Ultimately, a U.S. Court of Appeals for the Sixth Circuit ruled 2-1 ruled 2-1 that the elimination of “Golden Week” did not violate the Constitution and the Voting Rights Act by disproportionately impacting minority voters.

Meanwhile, looking at the impact of race and gender in voter turnout models is Wendy Smooth, an Ohio State Associate Professor of Women’s Gender and Sexuality Studies and Political Science.

Smooth said the polling data done before the Republican and Democratic national conventions showed that the gender gap—the propensity of women to support Democratic candidates at higher rates than men—doesn’t exist across all racial groups. “We are actually not seeing a sizable gender gap among African-Americans, but we certainly are among whites,” she said. Smooth said during the 2012 election a significant gender gap was prevalent across all racial groups.

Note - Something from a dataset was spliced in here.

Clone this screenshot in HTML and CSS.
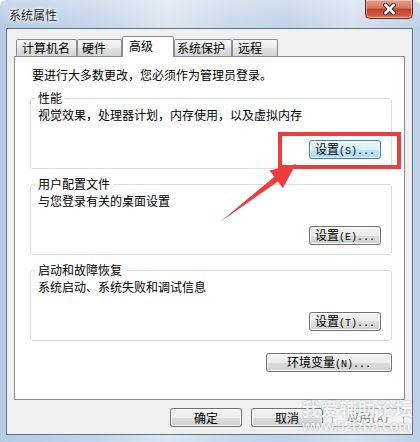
FILE: index.html
```html
<!DOCTYPE html>
<html lang="zh-CN">
<head>
	<meta charset="UTF-8">
	<title>系统属性</title>
	<link rel="stylesheet" href="styles.css">
</head>
<body>
	<div class="window">
		<!-- 标题栏 -->
		<div class="titlebar">
			<span class="title">系统属性</span>
			<span class="close">
				<svg width="13" height="12" viewBox="0 0 13 12">
					<path d="M2.5 2 L10.5 10 M10.5 2 L2.5 10" stroke="#3a2a28" stroke-width="4.6" stroke-linecap="square"/>
					<path d="M2.5 2 L10.5 10 M10.5 2 L2.5 10" stroke="#ffffff" stroke-width="2.6" stroke-linecap="square"/>
				</svg>
			</span>
		</div>

		<div class="client">
			<!-- 选项卡 -->
			<ul class="tabs">
				<li class="tab t1">计算机名</li>
				<li class="tab t2">硬件</li>
				<li class="tab t3 active">高级</li>
				<li class="tab t4">系统保护</li>
				<li class="tab t5">远程</li>
			</ul>

			<div class="panel">
				<p class="intro">要进行大多数更改，您必须作为管理员登录。</p>

				<fieldset class="group">
					<legend>性能</legend>
					<p>视觉效果，处理器计划，内存使用，以及虚拟内存</p>
					<button class="btn default">设置<span class="key">(S)...</span></button>
				</fieldset>

				<fieldset class="group">
					<legend>用户配置文件</legend>
					<p>与您登录有关的桌面设置</p>
					<button class="btn">设置<span class="key">(E)...</span></button>
				</fieldset>

				<fieldset class="group">
					<legend>启动和故障恢复</legend>
					<p>系统启动、系统失败和调试信息</p>
					<button class="btn">设置<span class="key">(T)...</span></button>
				</fieldset>

				<button class="btn env">环境变量<span class="key">(N)...</span></button>
			</div>

			<!-- 底部按钮 -->
			<div class="footer">
				<button class="btn">确定</button>
				<button class="btn">取消</button>
				<button class="btn disabled">应用<span class="key">(A)</span></button>
			</div>
		</div>

		<!-- 水印 -->
		<div class="mark">
			<p class="mark-cn">我爱辅助论坛</p>
			<p class="mark-url">www.52fzba.com</p>
		</div>

		<!-- 标注：红框和箭头 -->
		<svg class="annot" width="420" height="442" viewBox="0 0 420 442">
			<rect x="280" y="134" width="119" height="33" fill="none" stroke="#ef3b3b" stroke-width="4"/>
			<polygon points="220,222 274.3,176.8 269.4,170.5 296,164 282.8,187.9 277.9,181.6" fill="#ef3b3b"/>
		</svg>
	</div>
</body>
</html>
```

FILE: styles.css
```css
*{
	margin: 0;
	padding: 0;
	box-sizing: border-box;
}
body{
	background: #ffffff;
	font: 12px/16px "Noto Sans CJK SC", "Microsoft YaHei", sans-serif;
	color: #000000;
}
ul{
	list-style: none;
}
.window{
	position: relative;
	width: 420px;
	height: 442px;
	overflow: hidden;
	border-radius: 6px 6px 0 0;
	background:
		linear-gradient(180deg, rgba(255,255,255,0.3), rgba(255,255,255,0) 28px),
		linear-gradient(90deg, #b3cbe4 0%, #c2d4e8 22%, #dae5f0 40%, #c8d8ea 55%, #bfd2e7 68%, #d4e0ed 84%, #bcd1e8 100%);
}
/* 标题栏 */
.titlebar{
	display: flex;
	align-items: flex-start;
	height: 28px;
	padding-left: 9px;
}
.title{
	margin-top: 7px;
	color: #1a1a1a;
	text-shadow: 0 0 5px #ffffff, 0 0 3px #ffffff, 0 0 2px #ffffff;
}
.close{
	display: flex;
	align-items: center;
	justify-content: center;
	margin-left: auto;
	margin-right: 7px;
	width: 48px;
	height: 19px;
	border: 1px solid #5b2a22;
	border-top: none;
	border-radius: 0 0 5px 5px;
	background: linear-gradient(#e0a393 0%, #d47661 45%, #c1422c 50%, #cf5a3f 85%, #e08a6b 100%);
	box-shadow: inset 0 0 0 1px rgba(255,220,210,0.5);
}
/* 客户区 */
.client{
	margin: 0 7px 0 6px;
	height: 407px;
	border: 1px solid #5f7489;
	background: #f0f0f0;
}
.tabs{
	display: flex;
	align-items: flex-end;
	height: 27px;
	padding-left: 9px;
}
.tab{
	height: 17px;
	border: 1px solid #898c95;
	border-bottom: none;
	border-radius: 2px 2px 0 0;
	background: linear-gradient(#f7f7f7, #ececec 50%, #e0e0e0 50%, #d4d4d4);
	padding-left: 5px;
	white-space: nowrap;
}
.t1{ width: 61px; }
.t2{ width: 45px; padding-left: 4px; }
.t3{ width: 52px; padding-left: 6px; }
.t4{ width: 58px; padding-left: 2px; }
.t5{ width: 46px; }
.tab.active{
	position: relative;
	height: 21px;
	margin-bottom: -1px;
	padding-top: 1px;
	background: #ffffff;
}
.panel{
	height: 344px;
	margin: 0 7px;
	border: 1px solid #898c95;
	background: #ffffff;
	padding: 10px 12px 0 15px;
}
.intro{
	margin-left: 2px;
}
.group{
	margin-top: 8px;
	border: 1px solid #d5dfe5;
	border-radius: 3px;
	padding: 2px 10px 9px 7px;
}
.group legend{
	line-height: 14px;
	padding: 0 3px;
	margin-left: -3px;
}
.group .btn{
	display: block;
	margin: 17px 0 0 auto;
}
/* 按钮 */
.btn{
	width: 72px;
	height: 19px;
	border: 1px solid #707070;
	border-radius: 3px;
	background: linear-gradient(#f2f2f2 0%, #ebebeb 50%, #dddddd 50%, #cfcfcf 100%);
	box-shadow: inset 0 0 0 1px #fbfbfb;
	font: 12px/15px "Noto Sans CJK SC", sans-serif;
	color: #000000;
}
.btn .key{
	font: 10px/15px "Liberation Mono", monospace;
}
.btn.default{
	border-color: #3c7fb1;
	background: linear-gradient(#eaf6fd 0%, #d9f0fc 50%, #bee6fd 50%, #a7d9f5 100%);
	box-shadow: inset 0 0 0 1px #f4fbfe;
}
.btn.disabled{
	border-color: #adb2b5;
	background: #f4f4f4;
	box-shadow: none;
	color: #838383;
}
.env{
	display: block;
	width: 126px;
	margin: 12px 0 0 auto;
}
.footer{
	display: flex;
	justify-content: flex-end;
	gap: 9px;
	padding: 8px 8px 0 0;
}
/* 水印 */
.mark{
	position: absolute;
	left: 302px;
	top: 398px;
	color: rgba(255,255,255,0.9);
	text-shadow: 0 0 1px rgba(110,125,140,0.55), 0 0 2px rgba(110,125,140,0.3);
	pointer-events: none;
}
.mark-cn{
	font: bold 18px/21px "Noto Sans CJK SC", sans-serif;
	letter-spacing: 0.5px;
}
.mark-url{
	font: bold 14px/14px "Liberation Sans", sans-serif;
	letter-spacing: -0.3px;
}
.annot{
	position: absolute;
	left: 0;
	top: 0;
	pointer-events: none;
}
```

African-American women will be a key component of a Democratic voting coalition in November, according to Smooth. 

“What I call ‘The It Factor’ will be black women voters,” she said, noting that Clinton has reached out to African-American women at several points during her campaign.

Image of Wendy Smooth

Wendy Smooth

Associate Professor, Women’s Gender and Sexuality Studies and Political Science

Along with studying changes to voting laws in Ohio and elsewhere, Tokaji said he has been pondering how the role of money in politics is contributing to a sense of powerlessness among less-affluent voters in 2016.

“I think there are a lot of people across the ideological spectrum who feel as they are abandoned and their voices don’t matter,” Tokaji said. “There is a genuine problem with how we are funding our campaigns so that wealthy individuals and interest are represented, and less-affluent people, whether they are white, Latino or African-American, are not,” he said.